My client’s nightclub located in Bucktown has a 4:00 a.m. late hour license.

To cut short a long story, he (name withheld for privacy reasons) promoted urban themed shows.

Now, alleged fights broke out inside and outside the club during most shows. For this reason, a day of reckoning occurred between the club and the local district police commander.

You see, each premise has an occupancy placard. An occupancy placard tells you the maximum number of people that can be on the premises.

Obviously, nightclubs want to pack in as many people as possible. But if you have more people on the premises than allowed—it’s grounds for license revocation.

In other words, the city shuts you down for good!

With that said, there were allegations of over-occupancy in the nightclub on TWO SEPARATE DATES.

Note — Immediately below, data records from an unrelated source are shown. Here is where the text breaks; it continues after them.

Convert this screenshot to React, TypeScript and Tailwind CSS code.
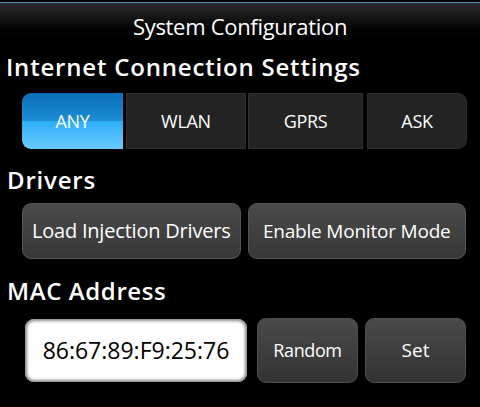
import React from "react";

const F = { fontFamily: '"Open Sans", "Noto Sans", sans-serif' };

export default function App() {
  return (
    <div className="w-[480px] h-[407px] bg-black overflow-hidden text-white" style={F}>
      <div className="h-[2px] bg-black" />
      <div className="h-[1px] bg-[#4f90b5]" />
      <div className="h-[43px] bg-gradient-to-b from-[#2c2c2c] to-black flex items-center justify-center">
        <span className="text-[22px] leading-none tracking-[-0.3px] pt-[2px]">System Configuration</span>
      </div>
      <div className="pl-[6px] pt-[9px] h-[33px]">
        <div className="text-[24px] leading-none font-semibold tracking-[0.8px]">Internet Connection Settings</div>
      </div>
      <div className="flex ml-[22px] w-[445px] h-[56px] mt-[14px]">
        <div className="w-[101px] rounded-l-[9px] overflow-hidden relative flex flex-col">
          <div className="h-[28px] bg-gradient-to-b from-[#0a6fb6] to-[#1c8ed6]" />
          <div className="flex-1 bg-gradient-to-b from-[#27adf6] to-[#6acbff]" />
          <span className="absolute inset-0 flex items-center justify-center text-[18px] tracking-[-0.4px]">ANY</span>
        </div>
        <div className="w-[120px] ml-[3px] bg-[#232323] border border-[#2f2f2f] flex items-center justify-center text-[18px] tracking-[-0.3px]">WLAN</div>
        <div className="w-[115px] ml-[2px] bg-[#232323] border border-[#2f2f2f] flex items-center justify-center text-[18px] tracking-[-0.3px]">GPRS</div>
        <div className="flex-1 ml-[4px] bg-[#232323] border border-[#2f2f2f] rounded-r-[9px] flex items-center justify-center text-[18px] tracking-[-0.3px]">ASK</div>
      </div>
      <div className="pl-[7px] mt-[19px] h-[24px]">
        <div className="text-[24px] leading-none font-semibold tracking-[0.8px]">Drivers</div>
      </div>
      <div className="flex ml-[22px] w-[444px] h-[56px] gap-[7px] mt-[11px]">
        <div className="flex-1 rounded-[9px] bg-gradient-to-b from-[#4a4a4a] to-[#383838] border border-[#555] flex items-center justify-center text-[20px] tracking-[-0.2px]">Load Injection Drivers</div>
        <div className="flex-1 rounded-[9px] bg-gradient-to-b from-[#4a4a4a] to-[#383838] border border-[#555] flex items-center justify-center text-[19px] tracking-[-0.2px]">Enable Monitor Mode</div>
      </div>
      <div className="pl-[7px] mt-[20px] h-[24px]">
        <div className="text-[24px] leading-none font-semibold tracking-[0.6px]">MAC Address</div>
      </div>
      <div className="flex items-center ml-[25px] w-[441px] h-[65px] mt-[15px]">
        <div className="w-[222px] h-[63px] rounded-[9px] bg-white shadow-[inset_0_0_3px_2px_#888] flex items-center justify-center text-black text-[23px]">86:67:89:F9:25:76</div>
        <div className="w-[101px] h-[65px] ml-[10px] rounded-[9px] bg-gradient-to-b from-[#4a4a4a] to-[#333] border border-[#4e4e4e] flex items-center justify-center text-[18px] tracking-[-0.4px]">Random</div>
        <div className="flex-1 h-[65px] ml-[7px] rounded-[9px] bg-gradient-to-b from-[#4a4a4a] to-[#333] border border-[#4e4e4e] flex items-center justify-center text-[19px]">Set</div>
      </div>
    </div>
  );
}
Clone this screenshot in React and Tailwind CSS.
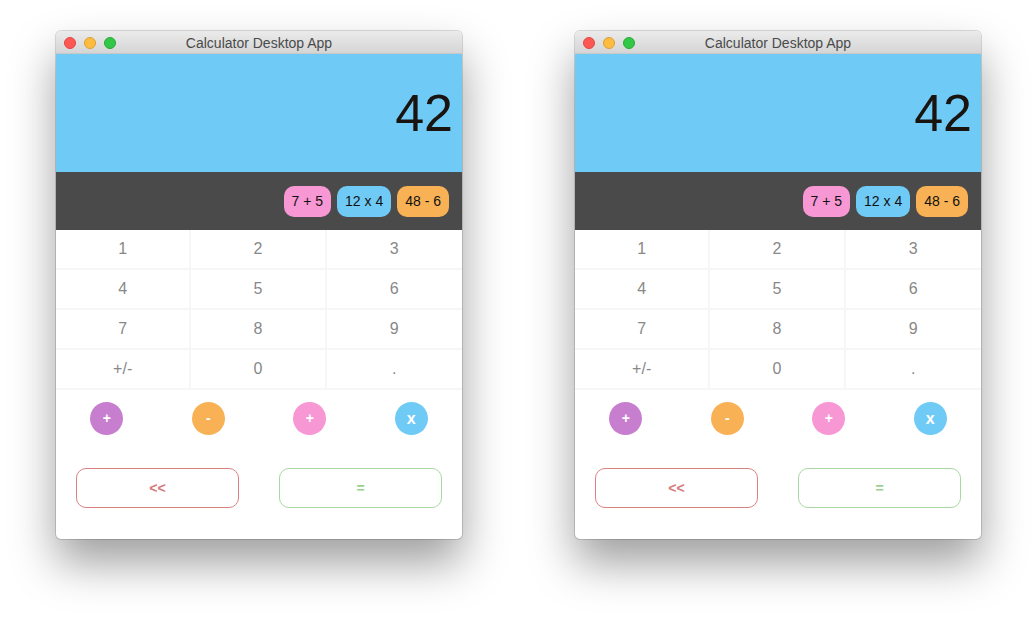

And the way it works is that the city files a complaint against the club. During the hearing (trial), the city attempts to prove the club was over-occupied. As I stated, if the city proves the over-occupancy, they revoke your liquor license. You are shutdown forever!

Turns out, we had to litigate for a year. During this time, my client couldn’t operate his nightclub. Anyway, we finally get the hearing dates. The police chief was the main witness for one of the over-occupancy charges. And the fire department’s battalion commander was the witness for the other.

Now, here are the parts about this case that will most interest you:

The city of Chicago uses a formula to determine occupancy limits for nightclubs. Based on the city’s ordinance, nightclubs must allow 6-square feet per person.

With that and other factors in mind, I cross-examined both witnesses. Most importantly, I established that neither witness could prove the club was over-occupied on either date.

Bottom line: I got my client’s nightclub reopened.

DISCLAIMER: The results are specific to the facts and legal circumstances of each of the clients’ cases and should not be used to form an expectation that the same results could be obtained for other clients in similar matters without reference to the specific factual and legal circumstances of each client’s case.